While this test was done in 2017 and there is no official documentation about this behavior, it might work differently at this moment or can change in the future.

If this behavior is still true, that leads to functions that are sometimes fast but usually slow. While using spare capacity seems like a good idea, excess variability in the running time can lead to unwanted side effects. If you happen to profile the function during a fast period you'll see incorrect results. Also, it might trigger a warning in a monitoring system that suddenly sees increased response times.

Allocating more RAM increases the processing power and that decreases the wriggle room which leads to smaller variations.

Concurrency

Choosing between fewer and faster functions and more but slower ones has an impact on the scalability. AWS's promo line for Lambda on the console is "Run Code without Thinking about Servers", but that is misleading. In a hypothetical perfect serverless architecture, choosing between faster and slower functions has no consequences besides the response time. But in reality using fewer instances has a few additional benefits.

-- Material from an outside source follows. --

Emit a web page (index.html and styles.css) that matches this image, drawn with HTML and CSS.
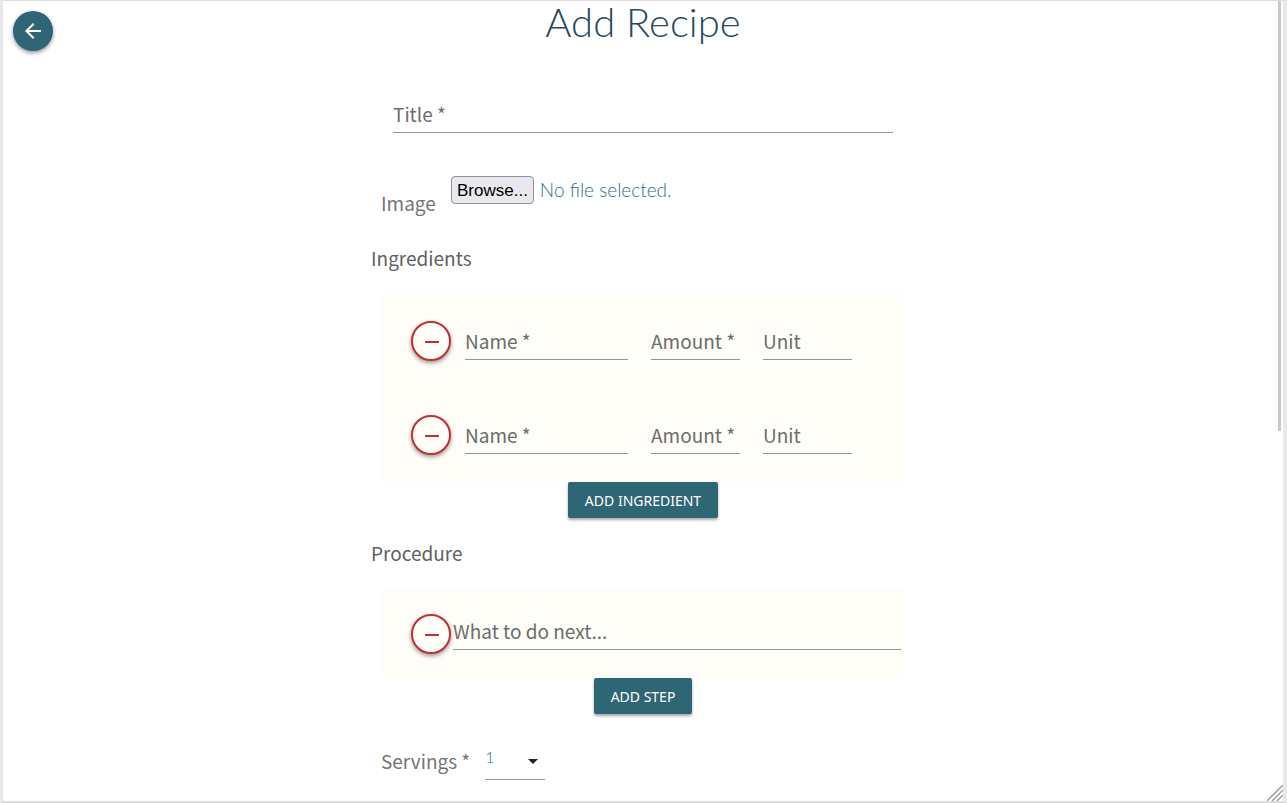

First, Lambda can not scale from zero to infinity in an instant. There is a burst concurrency limit that is between 500 and 3000, and after that there is a scalability limit of 500 / minute. With fewer function instances, these limits translate to more processing power.

Another benefit of fewer instances is that functions can share data between invocations but not between instances. This comes handy in cases where the function needs an in-memory cache, for example to keep under the Parameter Store limits. Fewer instances make fewer calls to the service.

And of course, cold starts happen rarer when there are fewer instances.

Conclusion

The memory setting for a Lambda function is not just about memory but instead a proportion of all the resources that virtual executions share. Most notably, it affects the allocated CPU. Bring in the cost model of Lambda and you end up with a lot of small changes behind a single number.